Shneezin ist wieder Zeremonienmeister und versichert ihm gönnerhaft: "Ich sage Basti Bescheid. Wenn du beim nächsten Trailerpark-Konzert zum Merch-Stand gehst und ihm sagst, dass ich dich geschickt habe, dann bekommst du dein Cappy." Ein kleiner Ratschlag: Tu es nicht Friedolin-Willibert! Tu es einfach nicht!

"So, jetzt reicht's aber auch mal wieder!"

Der Rest der Veranstaltung ist schnell erzählt, denn plötzlich werden alle unruhig. Einige Zuschauer verlassen zwischenzeitlich den Raum, weil es mittlerweile unerträglich heiß und stickig geworden ist. Und auch die 257ers haben's eilig: "Wir haben ja schließlich alle noch nen Nebenjob!" Deshalb ist der ganze Zauber dann um 21:30 Uhr zu Ende. 
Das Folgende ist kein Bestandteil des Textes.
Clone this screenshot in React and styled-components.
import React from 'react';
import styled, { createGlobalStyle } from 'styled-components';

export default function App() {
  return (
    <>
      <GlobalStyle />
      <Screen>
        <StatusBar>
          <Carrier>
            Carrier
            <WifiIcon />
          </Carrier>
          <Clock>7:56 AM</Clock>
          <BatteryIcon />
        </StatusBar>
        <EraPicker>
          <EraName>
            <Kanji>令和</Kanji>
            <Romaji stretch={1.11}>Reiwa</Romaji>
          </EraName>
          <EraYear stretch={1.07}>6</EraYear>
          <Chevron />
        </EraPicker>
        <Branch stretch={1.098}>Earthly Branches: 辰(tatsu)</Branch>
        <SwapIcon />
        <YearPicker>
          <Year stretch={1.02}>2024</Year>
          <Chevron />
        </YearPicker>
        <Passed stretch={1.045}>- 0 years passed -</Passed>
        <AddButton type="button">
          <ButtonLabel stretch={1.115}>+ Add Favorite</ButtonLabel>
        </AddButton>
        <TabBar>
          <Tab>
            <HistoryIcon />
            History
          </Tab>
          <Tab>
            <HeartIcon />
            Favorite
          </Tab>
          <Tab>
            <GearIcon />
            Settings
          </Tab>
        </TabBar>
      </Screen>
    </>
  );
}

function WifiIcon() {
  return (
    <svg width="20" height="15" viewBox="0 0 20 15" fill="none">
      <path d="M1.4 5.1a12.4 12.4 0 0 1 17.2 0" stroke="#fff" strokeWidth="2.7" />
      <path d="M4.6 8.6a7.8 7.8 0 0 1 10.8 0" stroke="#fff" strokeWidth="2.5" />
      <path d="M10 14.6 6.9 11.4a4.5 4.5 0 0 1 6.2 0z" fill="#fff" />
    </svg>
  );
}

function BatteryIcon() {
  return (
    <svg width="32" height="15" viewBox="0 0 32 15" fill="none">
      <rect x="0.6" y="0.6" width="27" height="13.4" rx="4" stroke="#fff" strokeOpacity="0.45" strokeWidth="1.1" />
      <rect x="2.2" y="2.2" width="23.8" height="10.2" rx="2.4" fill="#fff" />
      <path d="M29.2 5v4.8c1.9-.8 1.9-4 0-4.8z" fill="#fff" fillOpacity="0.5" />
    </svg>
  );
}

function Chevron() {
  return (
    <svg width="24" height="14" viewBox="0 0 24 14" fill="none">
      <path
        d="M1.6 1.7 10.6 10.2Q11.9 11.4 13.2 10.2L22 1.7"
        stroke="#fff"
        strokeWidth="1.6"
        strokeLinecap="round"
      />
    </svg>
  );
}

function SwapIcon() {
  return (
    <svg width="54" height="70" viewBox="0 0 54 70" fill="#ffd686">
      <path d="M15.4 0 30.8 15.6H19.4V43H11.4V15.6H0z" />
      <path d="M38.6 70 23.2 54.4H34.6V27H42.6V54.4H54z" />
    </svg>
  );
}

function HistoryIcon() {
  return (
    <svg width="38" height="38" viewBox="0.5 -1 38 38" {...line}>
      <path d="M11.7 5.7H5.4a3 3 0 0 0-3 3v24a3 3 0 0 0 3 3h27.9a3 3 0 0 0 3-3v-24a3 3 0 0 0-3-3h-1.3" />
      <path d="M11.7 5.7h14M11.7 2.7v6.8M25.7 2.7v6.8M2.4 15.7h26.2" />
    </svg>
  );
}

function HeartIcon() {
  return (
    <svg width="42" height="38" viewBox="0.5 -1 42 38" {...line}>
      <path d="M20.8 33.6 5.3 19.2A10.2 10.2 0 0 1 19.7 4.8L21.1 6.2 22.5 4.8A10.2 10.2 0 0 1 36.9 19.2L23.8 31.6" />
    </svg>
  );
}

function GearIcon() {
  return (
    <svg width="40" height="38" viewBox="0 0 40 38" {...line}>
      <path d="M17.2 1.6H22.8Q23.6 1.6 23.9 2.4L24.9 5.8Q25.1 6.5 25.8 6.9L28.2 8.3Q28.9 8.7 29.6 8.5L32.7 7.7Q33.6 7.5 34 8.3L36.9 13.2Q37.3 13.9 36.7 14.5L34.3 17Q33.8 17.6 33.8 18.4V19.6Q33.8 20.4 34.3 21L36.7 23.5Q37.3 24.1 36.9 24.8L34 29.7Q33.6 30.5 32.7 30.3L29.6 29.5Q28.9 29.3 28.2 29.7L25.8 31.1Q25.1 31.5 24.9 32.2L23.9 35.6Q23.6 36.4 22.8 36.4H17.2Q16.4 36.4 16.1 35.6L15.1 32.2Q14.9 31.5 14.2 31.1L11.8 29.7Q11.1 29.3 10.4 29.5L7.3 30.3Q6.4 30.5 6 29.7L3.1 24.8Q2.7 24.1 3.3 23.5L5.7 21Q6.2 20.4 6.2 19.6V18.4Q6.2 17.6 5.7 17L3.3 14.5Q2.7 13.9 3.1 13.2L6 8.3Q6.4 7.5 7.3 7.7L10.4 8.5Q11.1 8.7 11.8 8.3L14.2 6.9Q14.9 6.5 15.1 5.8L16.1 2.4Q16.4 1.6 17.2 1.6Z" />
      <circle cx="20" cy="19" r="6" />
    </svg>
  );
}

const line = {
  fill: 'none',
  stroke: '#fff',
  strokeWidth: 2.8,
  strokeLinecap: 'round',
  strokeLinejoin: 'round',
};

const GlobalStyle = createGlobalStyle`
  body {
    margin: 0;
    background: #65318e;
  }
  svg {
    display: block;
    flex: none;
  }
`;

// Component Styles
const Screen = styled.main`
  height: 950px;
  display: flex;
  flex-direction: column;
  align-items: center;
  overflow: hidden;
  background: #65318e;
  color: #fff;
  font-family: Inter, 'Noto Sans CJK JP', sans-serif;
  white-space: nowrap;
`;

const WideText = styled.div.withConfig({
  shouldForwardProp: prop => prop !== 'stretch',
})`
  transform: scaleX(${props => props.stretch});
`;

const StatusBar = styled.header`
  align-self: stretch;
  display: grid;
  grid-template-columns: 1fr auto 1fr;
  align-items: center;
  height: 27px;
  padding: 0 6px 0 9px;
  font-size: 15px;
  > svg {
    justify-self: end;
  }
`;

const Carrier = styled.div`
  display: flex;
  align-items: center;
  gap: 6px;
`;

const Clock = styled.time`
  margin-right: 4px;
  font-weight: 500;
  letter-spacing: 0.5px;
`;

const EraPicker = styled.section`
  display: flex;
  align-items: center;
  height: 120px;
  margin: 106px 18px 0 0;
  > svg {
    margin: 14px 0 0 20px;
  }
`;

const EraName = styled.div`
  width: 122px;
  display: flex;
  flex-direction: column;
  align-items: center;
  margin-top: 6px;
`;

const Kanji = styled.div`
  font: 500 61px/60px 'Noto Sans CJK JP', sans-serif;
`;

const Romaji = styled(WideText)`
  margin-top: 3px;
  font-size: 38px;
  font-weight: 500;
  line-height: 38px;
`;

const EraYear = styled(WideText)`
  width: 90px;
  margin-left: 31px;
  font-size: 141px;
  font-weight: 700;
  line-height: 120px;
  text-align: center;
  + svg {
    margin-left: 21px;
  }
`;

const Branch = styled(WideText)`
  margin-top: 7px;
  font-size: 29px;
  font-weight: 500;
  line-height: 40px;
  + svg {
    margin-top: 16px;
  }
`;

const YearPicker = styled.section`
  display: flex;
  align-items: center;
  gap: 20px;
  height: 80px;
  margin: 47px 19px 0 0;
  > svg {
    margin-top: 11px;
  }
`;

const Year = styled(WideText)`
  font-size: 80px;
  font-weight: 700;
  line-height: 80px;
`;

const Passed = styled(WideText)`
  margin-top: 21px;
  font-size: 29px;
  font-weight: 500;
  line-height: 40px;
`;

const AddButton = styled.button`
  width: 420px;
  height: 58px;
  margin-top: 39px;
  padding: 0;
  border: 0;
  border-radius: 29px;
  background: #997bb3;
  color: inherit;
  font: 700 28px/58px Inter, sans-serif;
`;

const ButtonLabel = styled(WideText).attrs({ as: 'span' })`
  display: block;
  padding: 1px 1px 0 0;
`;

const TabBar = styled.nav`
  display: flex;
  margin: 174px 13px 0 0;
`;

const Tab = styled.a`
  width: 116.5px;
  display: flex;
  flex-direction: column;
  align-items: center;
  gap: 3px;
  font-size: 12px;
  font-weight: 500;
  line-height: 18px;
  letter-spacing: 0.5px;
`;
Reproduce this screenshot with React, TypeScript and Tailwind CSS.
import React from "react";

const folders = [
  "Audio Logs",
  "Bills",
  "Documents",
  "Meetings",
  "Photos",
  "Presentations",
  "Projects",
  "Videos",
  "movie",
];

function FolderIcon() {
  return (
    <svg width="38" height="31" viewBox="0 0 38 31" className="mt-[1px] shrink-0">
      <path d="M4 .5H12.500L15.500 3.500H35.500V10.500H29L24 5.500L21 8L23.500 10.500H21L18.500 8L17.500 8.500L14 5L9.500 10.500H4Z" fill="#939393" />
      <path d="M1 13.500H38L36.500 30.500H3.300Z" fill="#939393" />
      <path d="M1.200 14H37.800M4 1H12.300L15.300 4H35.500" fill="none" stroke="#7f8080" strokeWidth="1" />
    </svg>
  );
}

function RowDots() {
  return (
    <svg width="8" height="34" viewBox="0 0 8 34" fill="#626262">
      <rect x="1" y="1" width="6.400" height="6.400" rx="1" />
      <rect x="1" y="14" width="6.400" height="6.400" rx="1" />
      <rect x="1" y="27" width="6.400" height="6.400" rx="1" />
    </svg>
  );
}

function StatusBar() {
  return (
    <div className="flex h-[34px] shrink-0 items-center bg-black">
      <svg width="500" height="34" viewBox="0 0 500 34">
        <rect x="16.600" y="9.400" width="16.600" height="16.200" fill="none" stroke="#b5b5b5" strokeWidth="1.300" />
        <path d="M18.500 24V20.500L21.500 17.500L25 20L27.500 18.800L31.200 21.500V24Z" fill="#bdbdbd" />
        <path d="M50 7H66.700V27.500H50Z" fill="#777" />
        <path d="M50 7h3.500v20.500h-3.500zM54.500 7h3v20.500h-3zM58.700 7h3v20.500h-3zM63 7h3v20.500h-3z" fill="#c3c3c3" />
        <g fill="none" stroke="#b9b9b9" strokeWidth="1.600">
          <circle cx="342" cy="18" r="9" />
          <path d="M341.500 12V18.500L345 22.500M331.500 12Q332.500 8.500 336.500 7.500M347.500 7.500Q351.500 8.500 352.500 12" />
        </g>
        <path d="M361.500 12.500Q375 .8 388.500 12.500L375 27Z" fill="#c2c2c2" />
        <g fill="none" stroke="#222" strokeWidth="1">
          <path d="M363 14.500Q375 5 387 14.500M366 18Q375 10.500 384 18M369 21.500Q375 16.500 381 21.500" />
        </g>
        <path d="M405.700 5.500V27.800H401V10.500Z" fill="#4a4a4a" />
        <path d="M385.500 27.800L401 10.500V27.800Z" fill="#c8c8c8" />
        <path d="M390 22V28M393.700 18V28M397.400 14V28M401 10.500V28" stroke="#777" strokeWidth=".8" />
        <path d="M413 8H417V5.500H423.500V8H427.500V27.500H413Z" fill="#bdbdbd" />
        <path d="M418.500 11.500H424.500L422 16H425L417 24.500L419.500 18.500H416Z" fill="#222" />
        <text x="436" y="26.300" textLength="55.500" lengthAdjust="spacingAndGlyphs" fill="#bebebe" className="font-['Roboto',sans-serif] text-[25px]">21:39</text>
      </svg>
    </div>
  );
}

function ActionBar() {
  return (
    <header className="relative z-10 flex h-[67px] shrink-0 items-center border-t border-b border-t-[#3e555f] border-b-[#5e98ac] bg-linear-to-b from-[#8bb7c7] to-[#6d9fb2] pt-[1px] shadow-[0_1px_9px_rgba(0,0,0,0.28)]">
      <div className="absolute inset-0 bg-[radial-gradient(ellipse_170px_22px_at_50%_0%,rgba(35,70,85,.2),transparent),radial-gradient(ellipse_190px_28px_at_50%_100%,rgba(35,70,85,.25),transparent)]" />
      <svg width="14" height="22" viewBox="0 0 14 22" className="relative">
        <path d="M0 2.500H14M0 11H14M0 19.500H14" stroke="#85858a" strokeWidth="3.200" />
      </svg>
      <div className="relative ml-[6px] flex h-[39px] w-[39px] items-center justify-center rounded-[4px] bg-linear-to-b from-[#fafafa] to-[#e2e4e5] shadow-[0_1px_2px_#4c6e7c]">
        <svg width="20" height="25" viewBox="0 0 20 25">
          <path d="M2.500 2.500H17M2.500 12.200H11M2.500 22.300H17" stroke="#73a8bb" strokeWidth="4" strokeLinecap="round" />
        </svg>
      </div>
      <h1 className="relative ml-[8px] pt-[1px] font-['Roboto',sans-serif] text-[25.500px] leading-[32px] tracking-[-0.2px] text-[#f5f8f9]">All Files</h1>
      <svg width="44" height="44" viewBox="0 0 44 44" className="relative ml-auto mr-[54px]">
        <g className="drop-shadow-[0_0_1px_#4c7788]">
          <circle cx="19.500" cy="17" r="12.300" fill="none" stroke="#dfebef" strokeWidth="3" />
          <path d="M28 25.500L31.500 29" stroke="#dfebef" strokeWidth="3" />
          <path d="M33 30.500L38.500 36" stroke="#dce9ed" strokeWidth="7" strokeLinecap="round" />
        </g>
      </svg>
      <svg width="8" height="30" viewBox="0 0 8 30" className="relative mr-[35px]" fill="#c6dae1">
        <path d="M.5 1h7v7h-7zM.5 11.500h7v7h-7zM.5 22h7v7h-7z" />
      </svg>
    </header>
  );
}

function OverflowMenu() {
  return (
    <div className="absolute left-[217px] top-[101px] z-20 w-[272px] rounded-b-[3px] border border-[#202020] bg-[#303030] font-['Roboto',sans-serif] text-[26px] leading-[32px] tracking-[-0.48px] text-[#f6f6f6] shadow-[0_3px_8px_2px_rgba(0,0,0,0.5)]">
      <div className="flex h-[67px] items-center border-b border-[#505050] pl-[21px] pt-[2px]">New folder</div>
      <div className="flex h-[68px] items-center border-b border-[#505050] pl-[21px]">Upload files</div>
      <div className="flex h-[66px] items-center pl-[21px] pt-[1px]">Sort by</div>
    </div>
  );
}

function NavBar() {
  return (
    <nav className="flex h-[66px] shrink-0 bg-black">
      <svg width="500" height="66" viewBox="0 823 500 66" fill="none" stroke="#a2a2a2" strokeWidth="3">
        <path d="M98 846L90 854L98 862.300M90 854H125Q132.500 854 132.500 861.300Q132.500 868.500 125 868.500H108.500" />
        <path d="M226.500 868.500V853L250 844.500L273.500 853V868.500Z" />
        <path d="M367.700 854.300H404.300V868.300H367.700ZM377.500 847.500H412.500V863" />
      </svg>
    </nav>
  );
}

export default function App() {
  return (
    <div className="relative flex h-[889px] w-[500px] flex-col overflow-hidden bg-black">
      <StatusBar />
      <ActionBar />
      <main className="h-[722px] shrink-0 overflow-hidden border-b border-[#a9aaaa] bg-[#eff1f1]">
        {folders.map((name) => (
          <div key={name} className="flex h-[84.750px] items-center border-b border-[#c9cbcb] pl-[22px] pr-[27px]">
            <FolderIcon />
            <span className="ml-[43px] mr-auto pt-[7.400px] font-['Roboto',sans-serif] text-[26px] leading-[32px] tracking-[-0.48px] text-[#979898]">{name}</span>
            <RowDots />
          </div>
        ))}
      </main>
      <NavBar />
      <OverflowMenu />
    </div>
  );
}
Kleiner Nachtrag zum Schluss: Klaus-Herbert war zwischenzeitlich auf der Toilette und hat versucht, seine Kronjuwelen zu säubern. Leider hatte er keinen Erfolg und macht sich mittlerweile ein paar Sorgen, was seine Freundin von der Sache halten wird. Der Rest ist leider nicht überliefert. 

*Die Namen der beiden Mutanten wurden von der Redaktion geändert. Sie selber gehen mit ihrer Privatsphäre zwar freigiebiger um, wir allerdings ziehen es vor ihre Identität in grauer Ungewissheit zu lassen.